Henkel |
La imagen me
devuelve mi corvatura
Espero
en la puerta de la carnicería. Afuera. Mi reflejo en el vidrio me
devuelve una sensación añeja. El pelo blanco aun espeso despeinado.
Mi abrigo beige grueso no disimula la curvatura de mi espalda. Llevo
un peso que me doblega la columna sin remedio. Puedo entrar. Me
pregunta el carnicero cómo estoy ¿Cómo
estoy? Contesto con tono abrumado. Ahí
ando. Hace
mucho que no veo a su señora, comenta el carnicero.
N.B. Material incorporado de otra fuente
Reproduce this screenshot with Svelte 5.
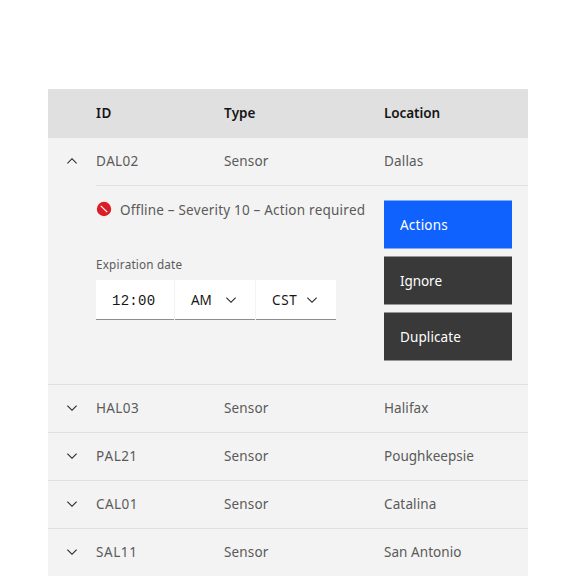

No ella no sabe… ella no sale. Se
queda en casa. Mejor que no salga. Que se cuide.
Tomo
la bolsa. Saludo. Me dirijo a casa. Me retumba el “ella
no sabe…”. Tantas veces solo un
grito rotundo bastó para convencerla. Para que no insista más. Para
hacerle entender. En definitiva, mi menosprecio hacia su opinión. Ya
estoy próximo a llegar. Voy a encerrarme con ella en esta maldita
cuarentena. El sol baña la casa al mediodía. No hay nadie
caminando. Me quedo un poco afuera. Está vieja la casa. Es grande.
Debe valer mucho hoy. Pudimos haberla cambiado. Ella quería. Yo no.
No me gusta cambiar nada.
Creo
que desde que dejé de atender a los pacientes algo me vació. El
hijo se fue. Anda viajando. Ya ni pregunto en qué país está. Me da
lo mismo. Busco la llave en el bolsillo derecho del pantalón. La
cerradura no anda bien, pero la fuerzo un poco y abre.
En la
cocina la tele encendida. Mirna sentada mirando la nada. Ni medio
atisbo de deseo la lleva a preparar la comida. No peleo más. Voy a
preparar algo. Antes ella cocinaba y me dedicaba algún plato. No
llegué nunca a sentir el placer por la comida. Me parecía un acto
obligado solo para satisfacer una necesidad primaria.
Creo
que nunca me importó, pero siento una ausencia que retumba en mis
oídos cuando recuerdo el murmullo por los pasillos: Si,
doctor. Como no, doctor. Sabía que
años de estudio recogerían sus frutos. La pasión por el
conocimiento me alejó de lo trivial. Conversaciones huecas. Sonrisas
forzadas. Mi mundo me llenaba. No se cuándo ocurrió el resto.
Las
pocas amistades que tuve se alejaron. En ocasiones recibíamos a
algunos colegas. Mirna se esforzaba con la comida. Yo apenas la
probaba. Miraba la hora en el reloj grande. Me ponía fastidioso que
no se fueran. Me cansaba escucharlos. Ella no. Conversaba con avidez.
Nunca lo entendí.
A
pesar de tener un horario, me gustaba quedarme en el hospital.
Recorrer las salas. Visitar a los pacientes con aire distante.
Prefería esa distancia para seguir los diagnósticos despojado de
emocionalidad. Me quedaba a completar el papeleo. Recién ahí me
iba. Llegaba tarde a casa.
En el
sillón del living el espejo me devuelve mi curvatura. Nunca me
importó salvo por hoy ¿Me gustaría extrañar lo que no tuve? Esa
imagen es la que me cachetea. La que no se bancó que me retiraran.
Ni la falta de voluntad para arreglar la casa. Ni el apoyo que debí
haberle dado a mi mujer y a mi hijo. La imagen es insoportable. No
puedo pensar en otra vida diferente a la que tuve. No puedo. Mue
vuelvo a mirar. Tomo el espejo. Lo descuelgo. Me dirijo a la puerta
del garaje. Abro. Dejo el espejo apoyado en un árbol. Luego, regreso
a la casa. Debí haberlo hecho hace mucho tiempo.
María Elena Castro, 2020.
En respuesta a la consigna de #ventanaalaescritura.